The executive order, titled “Addressing DEI Discrimination by Federal Contractors,” directs all executive departments and agencies covered by the Federal Property and Administrative Services Act (FPASA) to insert a mandatory clause into contracts within 30 days of the order’s signing.
The clause requires contractors to agree they will not engage in what the order defines as “racially discriminatory DEI activities.” It also requires contractors to submit books, records and accounts to their contracting agency for compliance verification.
The order defines “discriminatory” activities as different treatment based on race or ethnicity in recruitment, employment, contracting, program participation or the allocation of a company’s resources. It specifically defines program participation as training, mentoring, leadership development programs, educational opportunities, clubs, associations and similar activities sponsored by the contractor or subcontractor.
The new order builds on Executive Order 14173, “Ending Illegal Discrimination and Restoring Merit-Based Opportunity,” which President Trump signed on Jan. 21, 2025. That order rescinded a 1965 executive order requiring all federal contractors to maintain affirmative action programs. Executive Order 14173 did not define “unlawful DEI,” however, which prompted questions from legal analysts.
The March 2026 order narrows that ambiguity by providing an express definition tied specifically to race- and ethnicity-based differing treatment.
The March order goes beyond Executive Order 14173 in several respects. It extends obligations to subcontractors, introduces contract-level penalties such as termination and debarment and ties compliance directly to the government’s payment decisions under the False Claims Act (FCA). This potentially exposes noncompliant firms to treble damages.
The order does not establish a centralized enforcement body, however. Instead, it assigns compliance responsibilities across multiple federal entities, with contracting agencies serving as the front line.
Specifically, the order directs the following:
- Contracting agencies may cancel, terminate or suspend contracts and launch suspension or debarment proceedings against firms that fail to comply.
- The Office of Management and Budget must issue compliance guidance and work with the attorney general, the assistant to the president for domestic policy and the Equal Employment Opportunity Commission chairman to identify economic sectors the administration views as higher risk for prohibited DEI activities.
- Agency heads must review their implementation within 120 days and conduct regular compliance reviews moving forward.
- The attorney general is directed to consider bringing FCA actions against violating contractors.
- The attorney general must also ensure prompt review of qui tam lawsuits, which are cases brought by private whistleblowers, including making an intervention decision within the statutory 60-day window whenever practicable.
Beyond enforcement, contractors and subcontractors also face a relatively narrow window for compliance.

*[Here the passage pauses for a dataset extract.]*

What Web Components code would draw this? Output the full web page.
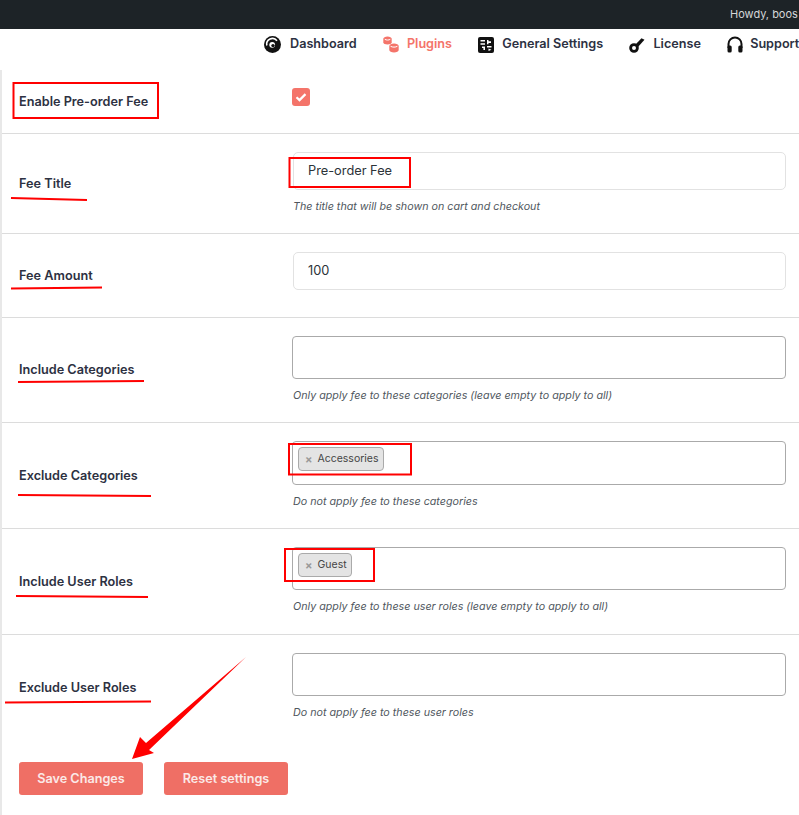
<!DOCTYPE html>
<html>
<head>
<meta charset="utf-8">
<title>Pre-order Fee</title>
<style>
	html, body { margin: 0; height: 815px; overflow: hidden; background: #fff; }
	body { font-family: Inter, "Liberation Sans", sans-serif; position: relative; }
	main { display: block; border-left: 2px solid #e8e8e8; width: 799px; height: 745px; box-sizing: border-box; }
</style>
</head>
<body>
<admin-bar>Howdy, boos</admin-bar>
<plugin-nav>
	<nav-item icon="dashboard">Dashboard</nav-item>
	<nav-item icon="plugins" active>Plugins</nav-item>
	<nav-item icon="settings">General Settings</nav-item>
	<nav-item icon="license">License</nav-item>
	<nav-item icon="support">Support</nav-item>
</plugin-nav>
<main>
	<settings-row label="Enable Pre-order Fee" style="height:63px;--nudge:1px"><check-mark></check-mark></settings-row>
	<settings-row label="Fee Title" desc="The title that will be shown on cart and checkout" style="height:99px"><text-field>Pre-order Fee</text-field></settings-row>
	<settings-row label="Fee Amount" style="height:83px"><text-field>100</text-field></settings-row>
	<settings-row label="Include Categories" desc="Only apply fee to these categories (leave empty to apply to all)" style="height:104px"><select-box></select-box></settings-row>
	<settings-row label="Exclude Categories" desc="Do not apply fee to these categories" style="height:105px"><select-box style="height:44px"><tag-chip>Accessories</tag-chip></select-box></settings-row>
	<settings-row label="Include User Roles" desc="Only apply fee to these user roles (leave empty to apply to all)" style="height:105px"><select-box><tag-chip>Guest</tag-chip></select-box></settings-row>
	<settings-row label="Exclude User Roles" desc="Do not apply fee to these user roles" last style="height:105px"><select-box></select-box></settings-row>
	<button-bar>
		<red-button>Save Changes</red-button>
		<red-button>Reset settings</red-button>
	</button-bar>
</main>
<mark-up></mark-up>

<script>
const ICONS = {
	dashboard: `<svg viewBox="0 0 17 17" width="17" height="17" style="margin-right:1px"><circle cx="8.5" cy="8.5" r="8.5" fill="#111"/><path d="M2.800 9.500a5.800 5.800 0 0 1 10.200-4.800" fill="none" stroke="#fff" stroke-width="1.600"/><circle cx="8.200" cy="8.800" r="2.900" fill="#fff"/><circle cx="9" cy="9.600" r="1.700" fill="#111"/></svg>`,
	plugins: `<svg viewBox="0 0 16 17" width="16" height="17" fill="#f4746a"><path d="M4.500.5c2.300 0 4.200 1 4.200 2.300v3.400C8.700 7.500 6.800 8.500 4.500 8.500S.3 7.500.3 6.200V2.800C.3 1.500 2.200.5 4.500.5z"/><path d="M11 7.500c2.500 0 4.700 1.100 4.700 2.500v4c0 1.400-2.200 2.500-4.700 2.500s-4.700-1.100-4.700-2.500v-4c0-1.400 2.200-2.500 4.700-2.500z"/><path d="M1.800 3.300c1.500 1 4 1 5.500 0M7.600 10.300c1.800 1.100 5 1.100 6.800 0" fill="none" stroke="#fff" stroke-width="1"/></svg>`,
	settings: `<svg viewBox="0 0 16 16" width="16" height="16"><rect width="16" height="16" rx="2" fill="#111"/><path d="M2.500 3h4.500v1.600H2.500zM2.500 6.200h4.500v1.600H2.500zM4 9.400h3V13H5.400V11H4zM9 3h1.500v1.300H13V6h-2.500v1.300H9zM9 9h4.500v1.600H9zM10.500 11.500v2.500L13.500 12.800z" fill="#fff"/></svg>`,
	license: `<svg viewBox="0 0 16 17" width="16" height="17"><circle cx="5" cy="12" r="3.400" fill="none" stroke="#111" stroke-width="2.800"/><path d="M6 9L12.500 2.200 15.500 3.800 8.500 11.500z" fill="#111"/></svg>`,
	support: `<svg viewBox="0 0 16 17" width="16" height="17" style="margin-right:-1px"><path d="M1.500 12V8a6.500 6.500 0 0 1 13 0v4" fill="none" stroke="#111" stroke-width="2"/><rect x=".5" y="9.500" width="4.200" height="7" rx="1.500" fill="#111"/><rect x="11.300" y="9.500" width="4.200" height="7" rx="1.500" fill="#111"/></svg>`
};

class AdminBar extends HTMLElement {
	constructor() {
		super();
		this.attachShadow({mode: "open"}).innerHTML = `
		<style>
			:host { display: block; height: 29px; background: #1d2327; color: #d5d7d9; font: 400 11px/29px Inter, "Liberation Sans", sans-serif; padding-left: 730px; white-space: nowrap; box-sizing: border-box; }
		</style>
		<slot></slot>`;
	}
}

class PluginNav extends HTMLElement {
	constructor() {
		super();
		this.attachShadow({mode: "open"}).innerHTML = `
		<style>
			:host { display: flex; align-items: center; gap: 26.250px; height: 41px; box-sizing: border-box; padding: 6px 0 18px 264px; }
		</style>
		<slot></slot>`;
	}
}

class NavItem extends HTMLElement {
	constructor() {
		super();
		const color = this.hasAttribute("active") ? "#f4746a" : "#2d3142";
		this.attachShadow({mode: "open"}).innerHTML = `
		<style>
			:host { display: flex; align-items: center; gap: 8px; flex: none; white-space: nowrap; color: ${color}; font: 600 12.650px/17px Inter, "Liberation Sans", sans-serif; }
			svg { display: block; flex: none; margin-top: 2px; }
		</style>
		${ICONS[this.getAttribute("icon")]}<slot></slot>`;
	}
}

class SettingsRow extends HTMLElement {
	constructor() {
		super();
		const desc = this.getAttribute("desc");
		this.attachShadow({mode: "open"}).innerHTML = `
		<style>
			:host { display: grid; grid-template-columns: 290px 494px; border-bottom: 1px solid #dcdcdc; }
			:host([last]) { border-bottom: 0; }
			#label { align-self: center; padding: var(--nudge, 0) 0 0 17px; color: #2d3142; font: 600 12.700px/16px Inter, "Liberation Sans", sans-serif; }
			#field { padding-top: 18px; }
			#desc { margin: 9px 0 0 1px; color: #50575e; font: italic 400 10.720px/16px Inter, "Liberation Sans", sans-serif; white-space: nowrap; }
		</style>
		<div id="label">${this.getAttribute("label")}</div>
		<div id="field"><slot></slot>${desc ? `<div id="desc">${desc}</div>` : ""}</div>`;
	}
}

class CheckMark extends HTMLElement {
	constructor() {
		super();
		this.attachShadow({mode: "open"}).innerHTML = `
		<style>
			:host { display: block; width: 18px; height: 18px; background: #f4746a; border-radius: 3px; }
			svg { display: block; }
		</style>
		<svg viewBox="0 0 18 18" width="18" height="18"><path d="M4.500 9.300l3 2.800 6-6" fill="none" stroke="#fff" stroke-width="2.200"/></svg>`;
	}
}

class TextField extends HTMLElement {
	constructor() {
		super();
		this.attachShadow({mode: "open"}).innerHTML = `
		<style>
			:host { display: block; height: 38px; margin-left: 1px; padding-left: 14px; box-sizing: border-box; border: 1px solid #e2e2e2; border-radius: 5px; color: #2c3338; font: 400 12.800px/36px Inter, "Liberation Sans", sans-serif; }
		</style>
		<slot></slot>`;
	}
}

class SelectBox extends HTMLElement {
	constructor() {
		super();
		this.attachShadow({mode: "open"}).innerHTML = `
		<style>
			:host { display: flex; align-items: flex-start; height: 43px; padding: 5px; box-sizing: border-box; border: 1px solid #aaa; border-radius: 4px; }
		</style>
		<slot></slot>`;
	}
}

class TagChip extends HTMLElement {
	constructor() {
		super();
		this.attachShadow({mode: "open"}).innerHTML = `
		<style>
			:host { display: inline-flex; align-items: center; gap: 5px; height: 24px; padding: 0 4px 0 6px; box-sizing: border-box; background: #e4e4e4; border: 1px solid #aaa; border-radius: 4px; color: #444; font: 400 10.500px/24px Inter, "Liberation Sans", sans-serif; white-space: nowrap; }
			b { color: #999; font-size: 11px; line-height: 22px; }
		</style>
		<b>×</b><slot></slot>`;
	}
}

class ButtonBar extends HTMLElement {
	constructor() {
		super();
		this.attachShadow({mode: "open"}).innerHTML = `
		<style>
			:host { display: flex; gap: 21px; padding: 22px 0 0 17px; }
		</style>
		<slot></slot>`;
	}
}

class RedButton extends HTMLElement {
	constructor() {
		super();
		this.attachShadow({mode: "open"}).innerHTML = `
		<style>
			:host { display: block; width: 124px; height: 33px; background: #ef6f65; border-radius: 3px; color: #fbe9e7; text-align: center; font: 600 12.650px/33px Inter, "Liberation Sans", sans-serif; }
		</style>
		<slot></slot>`;
	}
}

// the red marks someone drew over the screenshot
class MarkUp extends HTMLElement {
	constructor() {
		super();
		this.attachShadow({mode: "open"}).innerHTML = `
		<style>
			:host { display: block; position: absolute; inset: 0; pointer-events: none; }
			svg { display: block; }
			rect, line { fill: none; stroke: #f00; stroke-width: 2; }
		</style>
		<svg width="799" height="815" viewBox="0 0 799 815">
			<rect x="13.500" y="83" width="144.500" height="35"/>
			<rect x="289.500" y="158" width="120.500" height="29"/>
			<rect x="289" y="444" width="122" height="30.500"/>
			<rect x="285" y="549" width="89" height="32"/>
			<line x1="11" y1="198" x2="87" y2="200"/>
			<line x1="11" y1="288.500" x2="102" y2="287.500"/>
			<line x1="18" y1="382" x2="144" y2="381"/>
			<line x1="18" y1="495" x2="151" y2="496"/>
			<line x1="16" y1="596" x2="148" y2="597"/>
			<line x1="5" y1="702.500" x2="151" y2="701.500"/>
			<polygon points="246,657 146,743 140,737 132,759 154,753 149,750" fill="#f00"/>
		</svg>`;
	}
}

customElements.define("admin-bar", AdminBar);
customElements.define("plugin-nav", PluginNav);
customElements.define("nav-item", NavItem);
customElements.define("settings-row", SettingsRow);
customElements.define("check-mark", CheckMark);
customElements.define("text-field", TextField);
customElements.define("select-box", SelectBox);
customElements.define("tag-chip", TagChip);
customElements.define("button-bar", ButtonBar);
customElements.define("red-button", RedButton);
customElements.define("mark-up", MarkUp);
</script>
</body>
</html>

Agencies must begin inserting the mandatory clause into contracts within 30 days, though interim guidance from the Federal Acquisition Regulatory Council is not expected for 60 days. That timeline difference may require contracting officers to work through early implementation details ahead of a formal regulatory framework.
The order’s scope is also worth noting. Its prohibition is focused on race- and ethnicity-based disparate treatment and does not expressly address DEI activities related to gender, disability, veteran status or other protected characteristics. And because the order draws its authority from FPASA, which governs most civilian agency procurement, certain agreement types may fall outside its reach, including Other Transaction Agreements, cooperative agreements and grants.